> [Task brief]
Repeat every line exactly, keeping the pictures out of the copy.

> [Given data]
— BEGIN —

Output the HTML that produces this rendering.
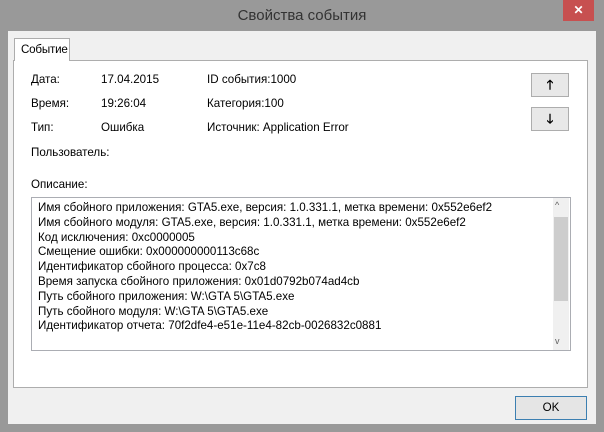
<!DOCTYPE html><html><head><style>
*{margin:0;padding:0;box-sizing:border-box}
body{width:604px;height:432px;background:#999;font-family:"Liberation Sans",sans-serif;font-size:11.6px;color:#000;position:relative;overflow:hidden}
.a{position:absolute;white-space:nowrap}
.title{left:0;width:604px;top:7px;text-align:center;font-size:15px;color:#333}
.close{left:563px;top:0;width:31px;height:21px;background:#c75050;color:#fff;text-align:center;font-size:12px;line-height:21px;font-weight:bold}
.client{left:8px;top:31px;width:588px;height:393px;background:#f0f0f0}
.panel{left:13px;top:60px;width:575px;height:328px;background:#fff;border:1px solid #adadad}
.tab{left:14px;top:38px;width:56px;height:23px;background:#fff;border:1px solid #adadad;border-bottom:none;padding:4px 0 0 6px;letter-spacing:-0.2px}
.btn{background:#e8e8e8;border:1px solid #adadad;text-align:center}
.tb{left:31px;top:197px;width:540px;height:154px;border:1px solid #abadb3;background:#fff}
.l{left:38px;line-height:14.8px;top:201px}
</style></head><body>
<div class="a title">Свойства события</div>
<div class="a close">✕</div>
<div class="a client"></div>
<div class="a panel"></div>
<div class="a tab">Событие</div>
<div class="a" style="left:31px;top:73px">Дата:</div>
<div class="a" style="left:101px;top:73px">17.04.2015</div>
<div class="a" style="left:207px;top:73px">ID события:1000</div>
<div class="a" style="left:31px;top:97px">Время:</div>
<div class="a" style="left:101px;top:97px">19:26:04</div>
<div class="a" style="left:207px;top:97px">Категория:100</div>
<div class="a" style="left:31px;top:121px">Тип:</div>
<div class="a" style="left:101px;top:121px">Ошибка</div>
<div class="a" style="left:207px;top:121px">Источник: Application Error</div>
<div class="a" style="left:31px;top:146px">Пользователь:</div>
<div class="a" style="left:31px;top:178px">Описание:</div>
<div class="a btn" style="left:531px;top:73px;width:38px;height:24px;line-height:22px;font-weight:bold;font-size:13px">🡑</div>
<div class="a btn" style="left:531px;top:107px;width:38px;height:24px;line-height:22px;font-weight:bold;font-size:13px">🡓</div>
<div class="a tb"></div>
<div class="a" style="left:553px;top:198px;width:16px;height:152px;background:#f0f0f0"></div>
<div class="a" style="left:554px;top:217px;width:14px;height:84px;background:#cdcdcd"></div>
<div class="a" style="left:555px;top:200px;font-size:9px;color:#606060">^</div>
<div class="a" style="left:555px;top:336px;font-size:9px;color:#606060">v</div>
<div class="a l">Имя сбойного приложения: GTA5.exe, версия: 1.0.331.1, метка времени: 0x552e6ef2<br>Имя сбойного модуля: GTA5.exe, версия: 1.0.331.1, метка времени: 0x552e6ef2<br>Код исключения: 0xc0000005<br>Смещение ошибки: 0x000000000113c68c<br>Идентификатор сбойного процесса: 0x7c8<br>Время запуска сбойного приложения: 0x01d0792b074ad4cb<br>Путь сбойного приложения: W:\GTA 5\GTA5.exe<br>Путь сбойного модуля: W:\GTA 5\GTA5.exe<br>Идентификатор отчета: 70f2dfe4-e51e-11e4-82cb-0026832c0881</div>
<div class="a btn" style="left:515px;top:396px;width:72px;height:24px;line-height:22px;border-color:#3c7fb1;background:#e5e5e5">OK</div>
</body></html>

— END —

> [Output below]
Output the HTML that produces this rendering.
<!DOCTYPE html><html><head><style>
*{margin:0;padding:0;box-sizing:border-box}
body{width:604px;height:432px;background:#999;font-family:"Liberation Sans",sans-serif;font-size:11.6px;color:#000;position:relative;overflow:hidden}
.a{position:absolute;white-space:nowrap}
.title{left:0;width:604px;top:7px;text-align:center;font-size:15px;color:#333}
.close{left:563px;top:0;width:31px;height:21px;background:#c75050;color:#fff;text-align:center;font-size:12px;line-height:21px;font-weight:bold}
.client{left:8px;top:31px;width:588px;height:393px;background:#f0f0f0}
.panel{left:13px;top:60px;width:575px;height:328px;background:#fff;border:1px solid #adadad}
.tab{left:14px;top:38px;width:56px;height:23px;background:#fff;border:1px solid #adadad;border-bottom:none;padding:4px 0 0 6px;letter-spacing:-0.2px}
.btn{background:#e8e8e8;border:1px solid #adadad;text-align:center}
.tb{left:31px;top:197px;width:540px;height:154px;border:1px solid #abadb3;background:#fff}
.l{left:38px;line-height:14.8px;top:201px}
</style></head><body>
<div class="a title">Свойства события</div>
<div class="a close">✕</div>
<div class="a client"></div>
<div class="a panel"></div>
<div class="a tab">Событие</div>
<div class="a" style="left:31px;top:73px">Дата:</div>
<div class="a" style="left:101px;top:73px">17.04.2015</div>
<div class="a" style="left:207px;top:73px">ID события:1000</div>
<div class="a" style="left:31px;top:97px">Время:</div>
<div class="a" style="left:101px;top:97px">19:26:04</div>
<div class="a" style="left:207px;top:97px">Категория:100</div>
<div class="a" style="left:31px;top:121px">Тип:</div>
<div class="a" style="left:101px;top:121px">Ошибка</div>
<div class="a" style="left:207px;top:121px">Источник: Application Error</div>
<div class="a" style="left:31px;top:146px">Пользователь:</div>
<div class="a" style="left:31px;top:178px">Описание:</div>
<div class="a btn" style="left:531px;top:73px;width:38px;height:24px;line-height:22px;font-weight:bold;font-size:13px">🡑</div>
<div class="a btn" style="left:531px;top:107px;width:38px;height:24px;line-height:22px;font-weight:bold;font-size:13px">🡓</div>
<div class="a tb"></div>
<div class="a" style="left:553px;top:198px;width:16px;height:152px;background:#f0f0f0"></div>
<div class="a" style="left:554px;top:217px;width:14px;height:84px;background:#cdcdcd"></div>
<div class="a" style="left:555px;top:200px;font-size:9px;color:#606060">^</div>
<div class="a" style="left:555px;top:336px;font-size:9px;color:#606060">v</div>
<div class="a l">Имя сбойного приложения: GTA5.exe, версия: 1.0.331.1, метка времени: 0x552e6ef2<br>Имя сбойного модуля: GTA5.exe, версия: 1.0.331.1, метка времени: 0x552e6ef2<br>Код исключения: 0xc0000005<br>Смещение ошибки: 0x000000000113c68c<br>Идентификатор сбойного процесса: 0x7c8<br>Время запуска сбойного приложения: 0x01d0792b074ad4cb<br>Путь сбойного приложения: W:\GTA 5\GTA5.exe<br>Путь сбойного модуля: W:\GTA 5\GTA5.exe<br>Идентификатор отчета: 70f2dfe4-e51e-11e4-82cb-0026832c0881</div>
<div class="a btn" style="left:515px;top:396px;width:72px;height:24px;line-height:22px;border-color:#3c7fb1;background:#e5e5e5">OK</div>
</body></html>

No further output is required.